-- Record excerpts --
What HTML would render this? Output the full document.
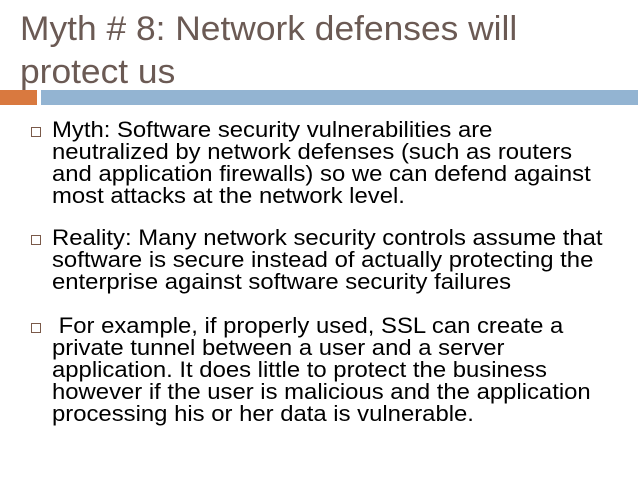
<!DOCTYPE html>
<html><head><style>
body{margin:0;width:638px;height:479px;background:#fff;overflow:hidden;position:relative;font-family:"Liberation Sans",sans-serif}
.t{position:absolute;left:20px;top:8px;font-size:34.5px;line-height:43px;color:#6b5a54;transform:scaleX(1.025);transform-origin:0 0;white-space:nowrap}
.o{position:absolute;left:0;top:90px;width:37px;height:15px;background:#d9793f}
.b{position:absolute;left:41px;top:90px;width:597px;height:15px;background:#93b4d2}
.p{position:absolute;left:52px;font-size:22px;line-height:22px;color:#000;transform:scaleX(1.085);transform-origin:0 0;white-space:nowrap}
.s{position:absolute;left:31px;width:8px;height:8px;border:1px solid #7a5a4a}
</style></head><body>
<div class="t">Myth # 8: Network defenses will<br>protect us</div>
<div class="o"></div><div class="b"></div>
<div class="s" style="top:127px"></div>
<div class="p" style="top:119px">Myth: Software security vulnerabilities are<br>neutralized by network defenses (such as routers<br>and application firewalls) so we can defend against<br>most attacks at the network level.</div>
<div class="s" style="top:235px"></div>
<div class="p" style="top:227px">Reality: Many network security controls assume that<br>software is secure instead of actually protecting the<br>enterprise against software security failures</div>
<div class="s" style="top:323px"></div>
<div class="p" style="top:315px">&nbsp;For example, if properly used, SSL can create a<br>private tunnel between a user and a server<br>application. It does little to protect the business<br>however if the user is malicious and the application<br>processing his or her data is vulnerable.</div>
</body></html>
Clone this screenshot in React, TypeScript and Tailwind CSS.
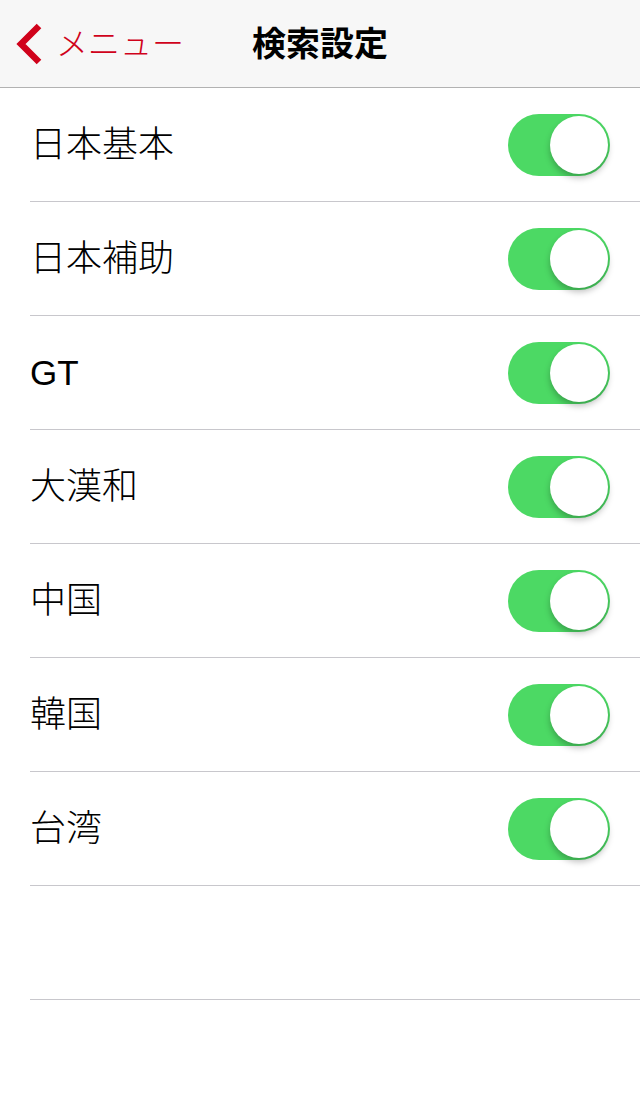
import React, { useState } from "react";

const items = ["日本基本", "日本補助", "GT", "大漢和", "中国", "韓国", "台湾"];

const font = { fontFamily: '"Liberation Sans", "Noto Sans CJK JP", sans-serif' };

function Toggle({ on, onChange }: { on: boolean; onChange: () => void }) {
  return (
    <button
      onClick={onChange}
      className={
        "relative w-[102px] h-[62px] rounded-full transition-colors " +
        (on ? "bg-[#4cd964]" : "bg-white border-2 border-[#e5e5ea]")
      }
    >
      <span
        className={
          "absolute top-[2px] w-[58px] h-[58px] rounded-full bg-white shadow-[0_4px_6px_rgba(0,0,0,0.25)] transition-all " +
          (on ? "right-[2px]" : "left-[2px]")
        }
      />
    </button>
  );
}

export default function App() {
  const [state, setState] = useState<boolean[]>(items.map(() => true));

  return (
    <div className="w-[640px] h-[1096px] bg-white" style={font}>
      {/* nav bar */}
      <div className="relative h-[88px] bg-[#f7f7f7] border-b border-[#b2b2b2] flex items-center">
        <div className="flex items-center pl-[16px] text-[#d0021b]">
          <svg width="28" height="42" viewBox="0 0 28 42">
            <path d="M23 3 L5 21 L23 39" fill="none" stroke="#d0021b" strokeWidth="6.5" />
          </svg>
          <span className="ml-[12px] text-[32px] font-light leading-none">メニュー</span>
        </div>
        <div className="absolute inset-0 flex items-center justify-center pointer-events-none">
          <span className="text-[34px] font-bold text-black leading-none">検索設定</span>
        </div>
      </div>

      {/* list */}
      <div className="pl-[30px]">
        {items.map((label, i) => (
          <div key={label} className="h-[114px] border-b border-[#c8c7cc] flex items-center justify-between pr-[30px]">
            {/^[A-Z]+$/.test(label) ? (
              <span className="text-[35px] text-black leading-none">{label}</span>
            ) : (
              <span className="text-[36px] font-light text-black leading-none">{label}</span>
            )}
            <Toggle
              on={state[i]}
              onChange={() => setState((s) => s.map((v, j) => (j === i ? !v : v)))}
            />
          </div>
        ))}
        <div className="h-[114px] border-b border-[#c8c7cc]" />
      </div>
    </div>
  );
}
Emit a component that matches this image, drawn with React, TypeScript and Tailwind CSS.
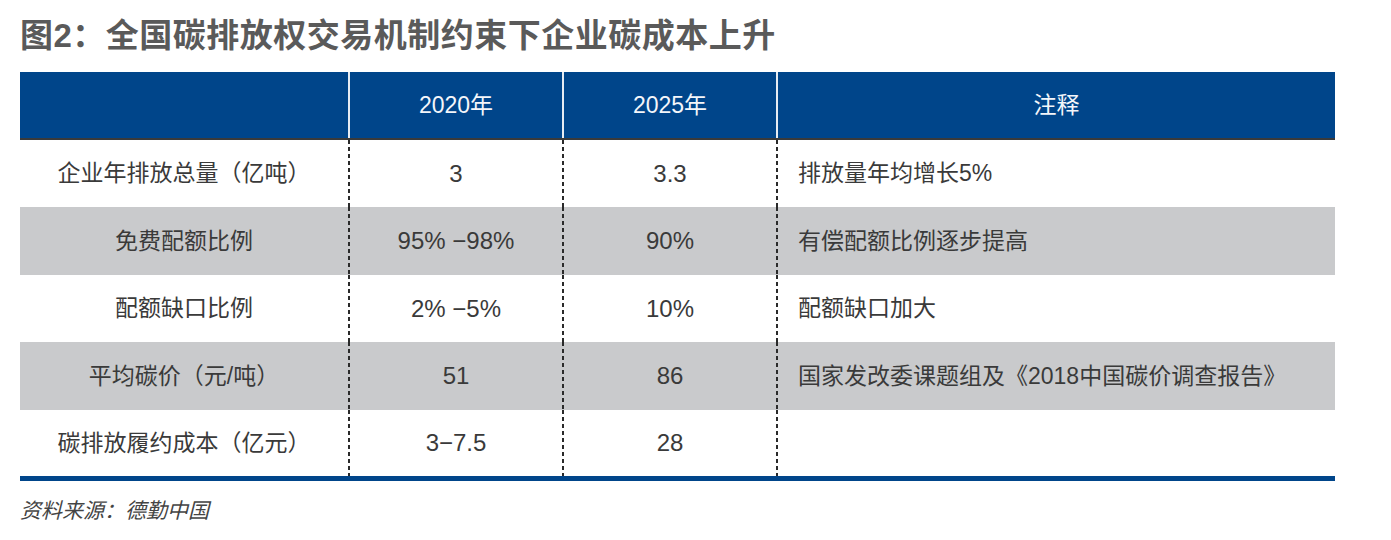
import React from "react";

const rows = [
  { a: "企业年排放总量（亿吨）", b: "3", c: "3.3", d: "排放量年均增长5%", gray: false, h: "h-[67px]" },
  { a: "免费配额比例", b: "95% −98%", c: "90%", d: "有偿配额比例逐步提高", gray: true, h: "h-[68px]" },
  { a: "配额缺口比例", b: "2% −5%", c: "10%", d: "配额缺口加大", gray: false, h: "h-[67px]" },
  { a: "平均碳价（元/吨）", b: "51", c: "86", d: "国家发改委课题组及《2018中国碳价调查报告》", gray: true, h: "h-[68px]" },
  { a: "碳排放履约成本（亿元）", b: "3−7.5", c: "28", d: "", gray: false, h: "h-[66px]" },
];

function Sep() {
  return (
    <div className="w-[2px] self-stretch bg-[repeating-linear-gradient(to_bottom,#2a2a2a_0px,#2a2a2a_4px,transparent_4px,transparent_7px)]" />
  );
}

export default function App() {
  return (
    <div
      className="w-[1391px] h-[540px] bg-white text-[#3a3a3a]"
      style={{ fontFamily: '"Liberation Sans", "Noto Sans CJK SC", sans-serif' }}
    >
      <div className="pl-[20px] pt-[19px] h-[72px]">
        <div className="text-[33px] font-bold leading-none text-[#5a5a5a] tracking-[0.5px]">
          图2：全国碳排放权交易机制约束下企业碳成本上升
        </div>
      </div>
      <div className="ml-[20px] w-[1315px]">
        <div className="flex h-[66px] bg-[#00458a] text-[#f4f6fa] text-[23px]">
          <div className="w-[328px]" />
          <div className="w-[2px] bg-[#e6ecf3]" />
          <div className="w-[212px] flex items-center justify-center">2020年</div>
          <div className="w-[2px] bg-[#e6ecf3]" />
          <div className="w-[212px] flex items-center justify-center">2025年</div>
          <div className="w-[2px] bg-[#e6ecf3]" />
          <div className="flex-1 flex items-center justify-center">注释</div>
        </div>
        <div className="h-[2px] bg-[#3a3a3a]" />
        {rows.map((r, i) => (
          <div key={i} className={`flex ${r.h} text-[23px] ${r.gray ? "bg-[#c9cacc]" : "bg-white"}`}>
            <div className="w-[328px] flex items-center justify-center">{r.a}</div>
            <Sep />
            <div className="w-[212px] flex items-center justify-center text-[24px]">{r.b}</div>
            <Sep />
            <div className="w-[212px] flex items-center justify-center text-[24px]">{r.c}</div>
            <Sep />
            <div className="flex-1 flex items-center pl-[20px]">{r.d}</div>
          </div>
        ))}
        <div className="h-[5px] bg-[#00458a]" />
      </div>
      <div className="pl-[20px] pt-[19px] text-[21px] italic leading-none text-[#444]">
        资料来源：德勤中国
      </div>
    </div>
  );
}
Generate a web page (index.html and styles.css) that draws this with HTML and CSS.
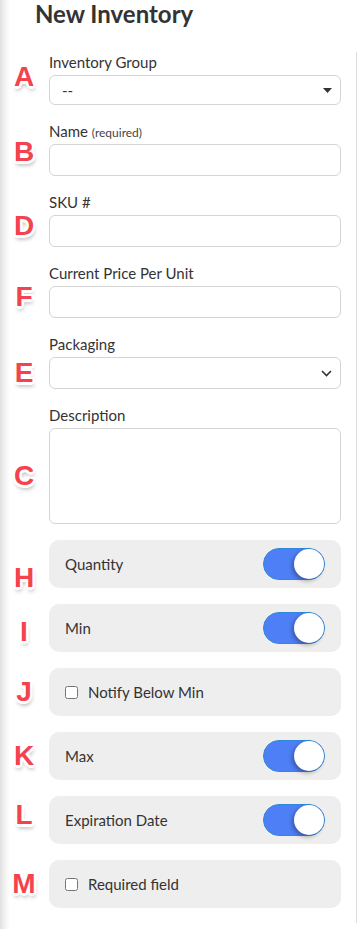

-- Instruction --
Above are several records. Count the lines among them that contain "full" and give only the total.

-- Exercise response --
3